Before beginning, review the code that relates to this activity.
Activity Review: Paging
Assuming that a system has a 32-bit virtual address, write a Java program that is passed (1) the size of a page and (2) the virtual address. The program will report
the page number and offset of the given virtual address with the specified page size. Page sizes must be specified as a power of 2 and within the range 1024–
16384 (inclusive). Assuming such a program is named Address, it would run as follows:
java Address 4096 19986
and the correct output would appear as:
The address 19986 contains:
page number = 4
offset = 3602
Activity Review: Virtual Memory Manager
Designing a Virtual Memory Manager
This project consists of a Java program that translates logical to physical addresses for a virtual address space of size 2 16 = 65,536 bytes.
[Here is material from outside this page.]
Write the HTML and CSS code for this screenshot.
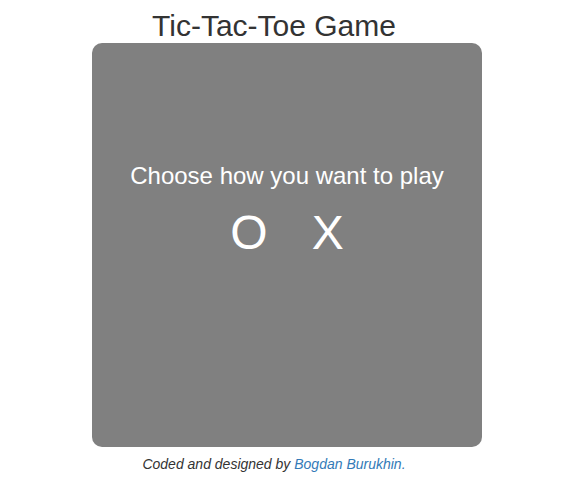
FILE: index.html
```html
<!DOCTYPE html>
<html>
<head>
<meta charset="utf-8">
<link rel="stylesheet" href="styles.css">
</head>
<body>
<div class="page">
  <h1 class="title">Tic-Tac-Toe Game</h1>
  <div class="board">
    <p class="choose">Choose how you want to play</p>
    <div class="options">
      <span class="opt">O</span>
      <span class="opt">X</span>
    </div>
  </div>
  <p class="footer">Coded and designed by <a href="#">Bogdan Burukhin.</a></p>
</div>
</body>
</html>
```
FILE: styles.css
```css
html, body { margin: 0; padding: 0; background: #fff; }
body { font-family: "Liberation Sans", Arial, sans-serif; color: #333; }
.page { display: flex; flex-direction: column; align-items: center; }
.title {
  margin: 8px 0 0 0;
  padding-right: 26px;
  font-size: 30px;
  font-weight: 400;
  line-height: 35px;
  height: 35px;
  color: #333;
}
.board {
  width: 390px;
  height: 404px;
  background: #808080;
  border-radius: 10px;
  color: #fff;
  text-align: center;
  box-sizing: border-box;
  padding-top: 117px;
}
.choose { margin: 0; font-size: 24px; line-height: 32px; }
.options {
  display: flex;
  justify-content: center;
  gap: 44px;
  margin-top: 13px;
}
.opt { font-size: 48px; line-height: 56px; }
.footer {
  margin: 7px 0 0 0;
  padding-right: 26px;
  font-size: 14px;
  font-style: italic;
  line-height: 20px;
}
.footer a { color: #337ab7; text-decoration: none; }
```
The program will read
from a file containing logical addresses and, using a translation lookaside buffer (TLB) as well as a page table, will translate each logical address to its
corresponding physical address and output the value of the byte stored at the translated physical address.
Your program will read a file containing several 32-bit integer numbers that represent logical addresses. However, you need only be concerned with 16-bit
addresses, so you must mask the rightmost 16 bits of each logical address. These 16 bits are divided into (1) an 8-bit page number and (2) 8-bit page offset.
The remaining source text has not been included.